**What the exercise asks**
Copy all of the material word for word, except for the pictures.

**Given information**
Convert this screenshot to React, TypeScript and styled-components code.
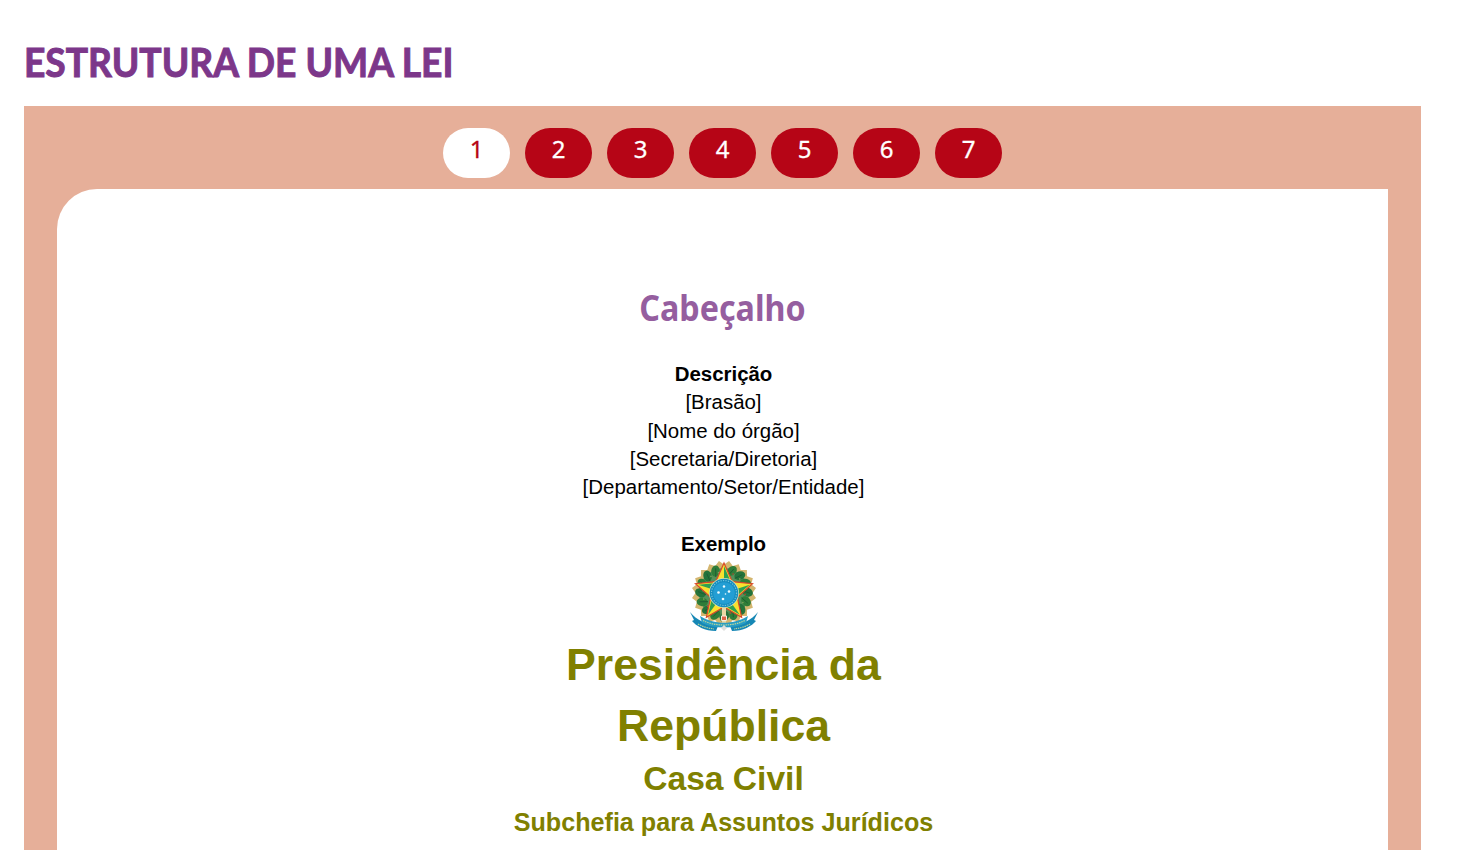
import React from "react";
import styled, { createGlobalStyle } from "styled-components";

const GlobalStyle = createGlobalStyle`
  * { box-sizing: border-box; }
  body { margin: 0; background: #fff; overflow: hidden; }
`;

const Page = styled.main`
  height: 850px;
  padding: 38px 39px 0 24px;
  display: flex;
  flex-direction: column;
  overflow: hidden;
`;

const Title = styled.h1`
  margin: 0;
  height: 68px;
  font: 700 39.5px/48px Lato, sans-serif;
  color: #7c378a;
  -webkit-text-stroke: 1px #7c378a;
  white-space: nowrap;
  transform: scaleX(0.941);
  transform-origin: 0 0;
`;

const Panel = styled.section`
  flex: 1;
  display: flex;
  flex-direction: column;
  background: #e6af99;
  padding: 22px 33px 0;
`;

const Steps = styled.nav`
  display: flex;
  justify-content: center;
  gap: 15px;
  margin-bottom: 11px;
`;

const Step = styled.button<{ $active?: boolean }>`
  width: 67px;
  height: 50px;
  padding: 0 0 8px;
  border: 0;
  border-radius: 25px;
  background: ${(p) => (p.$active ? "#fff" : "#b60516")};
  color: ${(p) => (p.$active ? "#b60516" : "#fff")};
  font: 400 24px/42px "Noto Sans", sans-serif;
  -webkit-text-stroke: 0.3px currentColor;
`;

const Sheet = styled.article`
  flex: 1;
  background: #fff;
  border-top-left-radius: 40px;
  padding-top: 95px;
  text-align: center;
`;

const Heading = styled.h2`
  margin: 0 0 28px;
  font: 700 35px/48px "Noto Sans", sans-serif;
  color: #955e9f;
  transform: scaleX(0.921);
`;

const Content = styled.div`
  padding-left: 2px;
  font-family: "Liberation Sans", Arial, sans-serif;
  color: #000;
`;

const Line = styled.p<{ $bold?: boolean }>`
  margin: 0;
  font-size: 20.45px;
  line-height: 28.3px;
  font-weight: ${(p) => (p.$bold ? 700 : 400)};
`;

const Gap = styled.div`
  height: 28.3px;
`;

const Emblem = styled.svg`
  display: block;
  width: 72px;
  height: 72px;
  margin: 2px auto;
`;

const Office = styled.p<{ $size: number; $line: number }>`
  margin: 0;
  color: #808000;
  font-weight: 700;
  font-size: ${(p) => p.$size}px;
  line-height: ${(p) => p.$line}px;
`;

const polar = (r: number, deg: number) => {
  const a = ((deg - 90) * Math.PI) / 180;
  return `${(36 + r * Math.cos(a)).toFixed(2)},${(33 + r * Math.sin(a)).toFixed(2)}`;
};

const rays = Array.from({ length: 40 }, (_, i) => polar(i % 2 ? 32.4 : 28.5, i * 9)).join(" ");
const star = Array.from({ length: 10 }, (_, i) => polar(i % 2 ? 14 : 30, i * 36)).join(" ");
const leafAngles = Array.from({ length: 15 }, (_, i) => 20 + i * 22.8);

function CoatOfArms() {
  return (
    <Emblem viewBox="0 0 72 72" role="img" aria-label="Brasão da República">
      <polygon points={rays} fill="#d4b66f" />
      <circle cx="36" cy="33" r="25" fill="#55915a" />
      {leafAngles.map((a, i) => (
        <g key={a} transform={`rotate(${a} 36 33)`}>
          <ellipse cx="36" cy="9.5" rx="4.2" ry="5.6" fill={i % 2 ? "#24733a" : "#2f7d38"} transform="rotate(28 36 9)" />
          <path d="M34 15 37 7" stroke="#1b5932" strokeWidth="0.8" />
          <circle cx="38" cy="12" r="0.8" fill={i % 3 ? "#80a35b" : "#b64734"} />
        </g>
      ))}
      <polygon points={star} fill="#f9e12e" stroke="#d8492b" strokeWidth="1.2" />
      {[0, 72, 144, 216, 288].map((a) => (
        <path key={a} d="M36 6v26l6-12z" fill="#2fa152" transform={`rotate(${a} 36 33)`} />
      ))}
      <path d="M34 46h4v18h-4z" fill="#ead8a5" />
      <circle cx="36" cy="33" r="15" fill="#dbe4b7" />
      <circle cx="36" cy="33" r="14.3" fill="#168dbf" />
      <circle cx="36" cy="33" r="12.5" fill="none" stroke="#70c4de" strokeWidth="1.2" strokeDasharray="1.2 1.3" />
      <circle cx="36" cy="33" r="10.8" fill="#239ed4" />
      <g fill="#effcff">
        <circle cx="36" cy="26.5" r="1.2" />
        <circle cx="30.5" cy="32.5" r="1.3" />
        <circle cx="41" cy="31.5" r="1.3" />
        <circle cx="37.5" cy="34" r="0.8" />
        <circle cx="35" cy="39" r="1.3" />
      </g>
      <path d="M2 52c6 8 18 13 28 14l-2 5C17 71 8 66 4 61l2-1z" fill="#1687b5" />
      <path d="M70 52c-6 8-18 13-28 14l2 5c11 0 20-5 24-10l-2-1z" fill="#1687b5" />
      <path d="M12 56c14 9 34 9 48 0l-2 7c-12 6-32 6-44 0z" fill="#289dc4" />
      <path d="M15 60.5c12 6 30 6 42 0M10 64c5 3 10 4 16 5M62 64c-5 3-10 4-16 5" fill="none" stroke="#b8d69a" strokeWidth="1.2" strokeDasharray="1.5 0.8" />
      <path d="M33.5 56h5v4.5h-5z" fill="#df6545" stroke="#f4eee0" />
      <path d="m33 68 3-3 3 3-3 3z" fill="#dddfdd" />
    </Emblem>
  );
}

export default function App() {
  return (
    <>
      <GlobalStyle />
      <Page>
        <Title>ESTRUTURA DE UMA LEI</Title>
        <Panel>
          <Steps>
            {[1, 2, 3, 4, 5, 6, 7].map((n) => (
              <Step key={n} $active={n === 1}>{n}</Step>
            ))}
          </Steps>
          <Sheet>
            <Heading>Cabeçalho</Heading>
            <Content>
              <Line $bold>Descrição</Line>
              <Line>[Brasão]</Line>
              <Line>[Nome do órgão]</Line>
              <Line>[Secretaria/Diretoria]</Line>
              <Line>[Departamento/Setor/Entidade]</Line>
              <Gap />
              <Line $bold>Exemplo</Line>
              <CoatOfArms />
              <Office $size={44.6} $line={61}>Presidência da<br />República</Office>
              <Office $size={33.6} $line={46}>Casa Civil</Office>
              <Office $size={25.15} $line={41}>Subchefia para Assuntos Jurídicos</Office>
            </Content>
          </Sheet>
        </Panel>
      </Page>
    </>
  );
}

**Exercise solution**
Convert this screenshot to React, TypeScript and styled-components code.
import React from "react";
import styled, { createGlobalStyle } from "styled-components";

const GlobalStyle = createGlobalStyle`
  * { box-sizing: border-box; }
  body { margin: 0; background: #fff; overflow: hidden; }
`;

const Page = styled.main`
  height: 850px;
  padding: 38px 39px 0 24px;
  display: flex;
  flex-direction: column;
  overflow: hidden;
`;

const Title = styled.h1`
  margin: 0;
  height: 68px;
  font: 700 39.5px/48px Lato, sans-serif;
  color: #7c378a;
  -webkit-text-stroke: 1px #7c378a;
  white-space: nowrap;
  transform: scaleX(0.941);
  transform-origin: 0 0;
`;

const Panel = styled.section`
  flex: 1;
  display: flex;
  flex-direction: column;
  background: #e6af99;
  padding: 22px 33px 0;
`;

const Steps = styled.nav`
  display: flex;
  justify-content: center;
  gap: 15px;
  margin-bottom: 11px;
`;

const Step = styled.button<{ $active?: boolean }>`
  width: 67px;
  height: 50px;
  padding: 0 0 8px;
  border: 0;
  border-radius: 25px;
  background: ${(p) => (p.$active ? "#fff" : "#b60516")};
  color: ${(p) => (p.$active ? "#b60516" : "#fff")};
  font: 400 24px/42px "Noto Sans", sans-serif;
  -webkit-text-stroke: 0.3px currentColor;
`;

const Sheet = styled.article`
  flex: 1;
  background: #fff;
  border-top-left-radius: 40px;
  padding-top: 95px;
  text-align: center;
`;

const Heading = styled.h2`
  margin: 0 0 28px;
  font: 700 35px/48px "Noto Sans", sans-serif;
  color: #955e9f;
  transform: scaleX(0.921);
`;

const Content = styled.div`
  padding-left: 2px;
  font-family: "Liberation Sans", Arial, sans-serif;
  color: #000;
`;

const Line = styled.p<{ $bold?: boolean }>`
  margin: 0;
  font-size: 20.45px;
  line-height: 28.3px;
  font-weight: ${(p) => (p.$bold ? 700 : 400)};
`;

const Gap = styled.div`
  height: 28.3px;
`;

const Emblem = styled.svg`
  display: block;
  width: 72px;
  height: 72px;
  margin: 2px auto;
`;

const Office = styled.p<{ $size: number; $line: number }>`
  margin: 0;
  color: #808000;
  font-weight: 700;
  font-size: ${(p) => p.$size}px;
  line-height: ${(p) => p.$line}px;
`;

const polar = (r: number, deg: number) => {
  const a = ((deg - 90) * Math.PI) / 180;
  return `${(36 + r * Math.cos(a)).toFixed(2)},${(33 + r * Math.sin(a)).toFixed(2)}`;
};

const rays = Array.from({ length: 40 }, (_, i) => polar(i % 2 ? 32.4 : 28.5, i * 9)).join(" ");
const star = Array.from({ length: 10 }, (_, i) => polar(i % 2 ? 14 : 30, i * 36)).join(" ");
const leafAngles = Array.from({ length: 15 }, (_, i) => 20 + i * 22.8);

function CoatOfArms() {
  return (
    <Emblem viewBox="0 0 72 72" role="img" aria-label="Brasão da República">
      <polygon points={rays} fill="#d4b66f" />
      <circle cx="36" cy="33" r="25" fill="#55915a" />
      {leafAngles.map((a, i) => (
        <g key={a} transform={`rotate(${a} 36 33)`}>
          <ellipse cx="36" cy="9.5" rx="4.2" ry="5.6" fill={i % 2 ? "#24733a" : "#2f7d38"} transform="rotate(28 36 9)" />
          <path d="M34 15 37 7" stroke="#1b5932" strokeWidth="0.8" />
          <circle cx="38" cy="12" r="0.8" fill={i % 3 ? "#80a35b" : "#b64734"} />
        </g>
      ))}
      <polygon points={star} fill="#f9e12e" stroke="#d8492b" strokeWidth="1.2" />
      {[0, 72, 144, 216, 288].map((a) => (
        <path key={a} d="M36 6v26l6-12z" fill="#2fa152" transform={`rotate(${a} 36 33)`} />
      ))}
      <path d="M34 46h4v18h-4z" fill="#ead8a5" />
      <circle cx="36" cy="33" r="15" fill="#dbe4b7" />
      <circle cx="36" cy="33" r="14.3" fill="#168dbf" />
      <circle cx="36" cy="33" r="12.5" fill="none" stroke="#70c4de" strokeWidth="1.2" strokeDasharray="1.2 1.3" />
      <circle cx="36" cy="33" r="10.8" fill="#239ed4" />
      <g fill="#effcff">
        <circle cx="36" cy="26.5" r="1.2" />
        <circle cx="30.5" cy="32.5" r="1.3" />
        <circle cx="41" cy="31.5" r="1.3" />
        <circle cx="37.5" cy="34" r="0.8" />
        <circle cx="35" cy="39" r="1.3" />
      </g>
      <path d="M2 52c6 8 18 13 28 14l-2 5C17 71 8 66 4 61l2-1z" fill="#1687b5" />
      <path d="M70 52c-6 8-18 13-28 14l2 5c11 0 20-5 24-10l-2-1z" fill="#1687b5" />
      <path d="M12 56c14 9 34 9 48 0l-2 7c-12 6-32 6-44 0z" fill="#289dc4" />
      <path d="M15 60.5c12 6 30 6 42 0M10 64c5 3 10 4 16 5M62 64c-5 3-10 4-16 5" fill="none" stroke="#b8d69a" strokeWidth="1.2" strokeDasharray="1.5 0.8" />
      <path d="M33.5 56h5v4.5h-5z" fill="#df6545" stroke="#f4eee0" />
      <path d="m33 68 3-3 3 3-3 3z" fill="#dddfdd" />
    </Emblem>
  );
}

export default function App() {
  return (
    <>
      <GlobalStyle />
      <Page>
        <Title>ESTRUTURA DE UMA LEI</Title>
        <Panel>
          <Steps>
            {[1, 2, 3, 4, 5, 6, 7].map((n) => (
              <Step key={n} $active={n === 1}>{n}</Step>
            ))}
          </Steps>
          <Sheet>
            <Heading>Cabeçalho</Heading>
            <Content>
              <Line $bold>Descrição</Line>
              <Line>[Brasão]</Line>
              <Line>[Nome do órgão]</Line>
              <Line>[Secretaria/Diretoria]</Line>
              <Line>[Departamento/Setor/Entidade]</Line>
              <Gap />
              <Line $bold>Exemplo</Line>
              <CoatOfArms />
              <Office $size={44.6} $line={61}>Presidência da<br />República</Office>
              <Office $size={33.6} $line={46}>Casa Civil</Office>
              <Office $size={25.15} $line={41}>Subchefia para Assuntos Jurídicos</Office>
            </Content>
          </Sheet>
        </Panel>
      </Page>
    </>
  );
}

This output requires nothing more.